Ruble's Plunge Reflects Russia's Mounting Economic Pressures Amid Sanctions and Military Expenditures. (Photo by Contributor/Getty Images)

(EPICSTORIAN) – In late November 2024, the Russian ruble experienced a significant depreciation, reaching its lowest value against the U.S. dollar in over two years.

This decline was primarily triggered by new U.S. sanctions targeting major Russian financial institutions, notably Gazprombank, which plays a crucial role in facilitating foreign currency transactions for the Russian market.

Russian Ruble Suffers Foreign Currency shortage

The sanctions led to a shortage of foreign currency as exporters faced challenges repatriating revenues, causing the ruble to plummet to 114 against the dollar and 120 against the euro.

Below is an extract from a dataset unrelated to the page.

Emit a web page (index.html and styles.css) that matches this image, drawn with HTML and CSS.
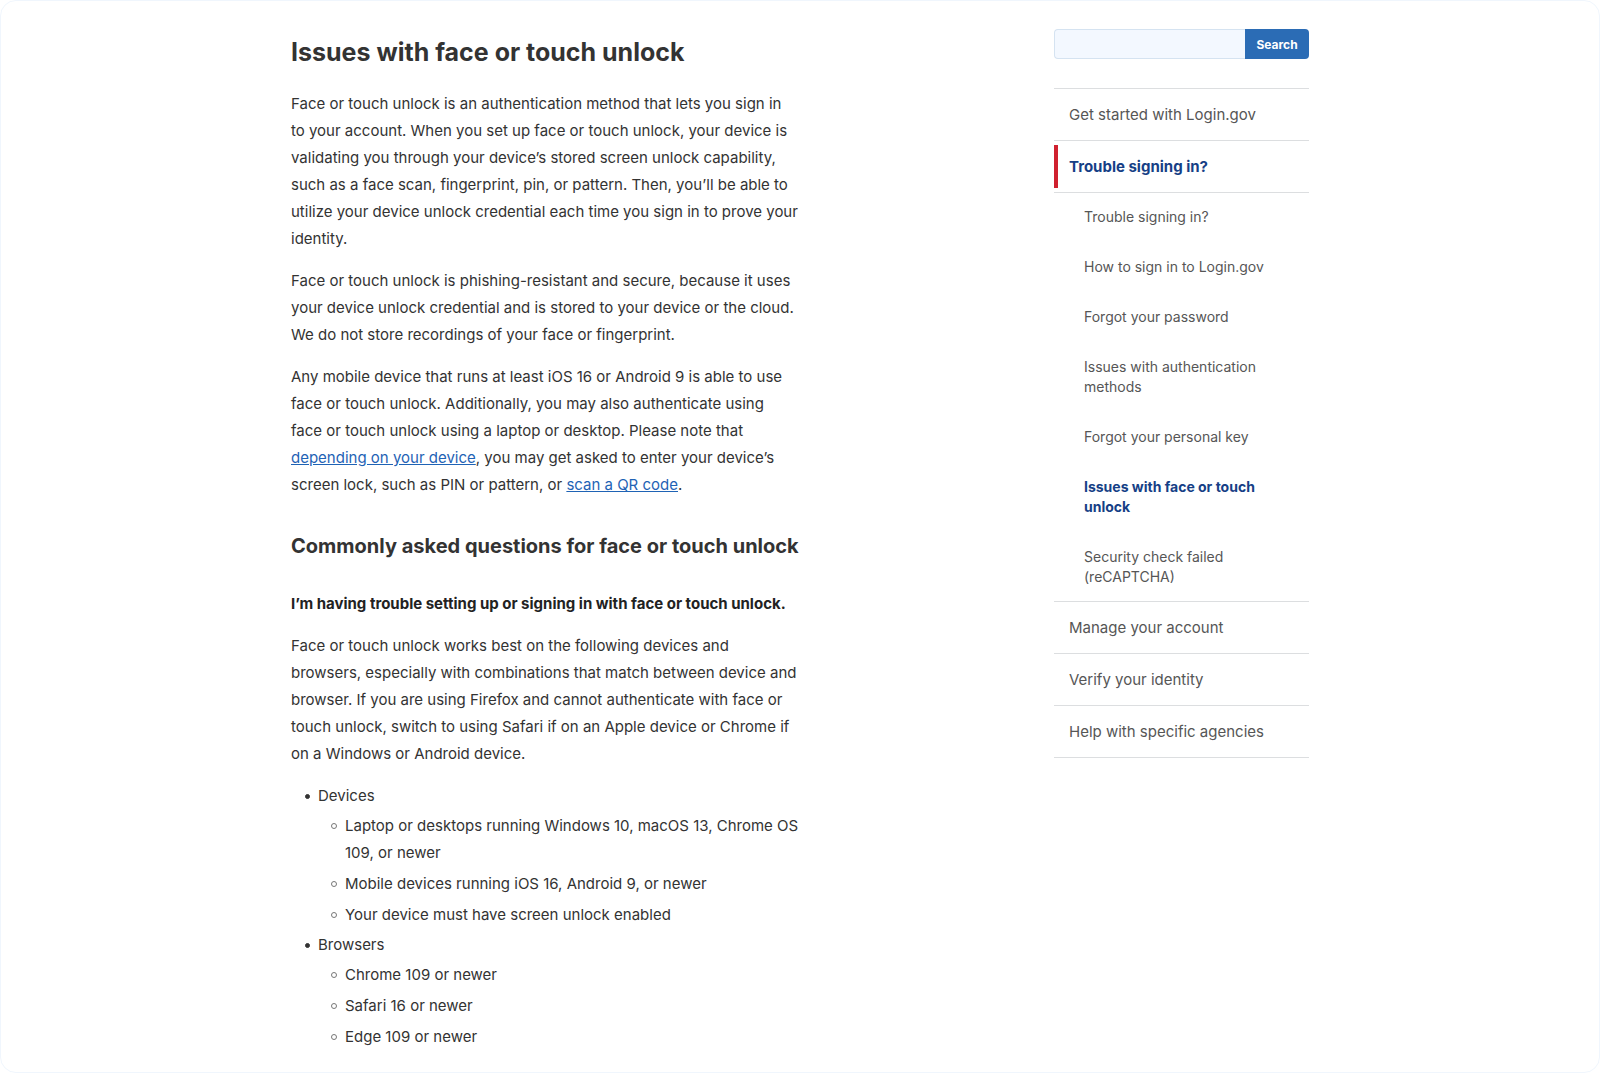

In response, the Central Bank of Russia intervened to stabilize the currency, implementing measures to curb volatility, raising its key policy rate to 21 percent in late October

Elvira Nabiullina, Governor of the Central Bank, has faced criticism from prominent Russian business figures due to the bank’s monetary policies. Alexei Mordashov, a leading industrialist, expressed concerns, stating, “High borrowing costs are stifling investment and hindering economic growth.”

Similarly, Oleg Deripaska, a major figure in the aluminum industry, argued that the central bank’s policies are “excessively restrictive and detrimental to business development.”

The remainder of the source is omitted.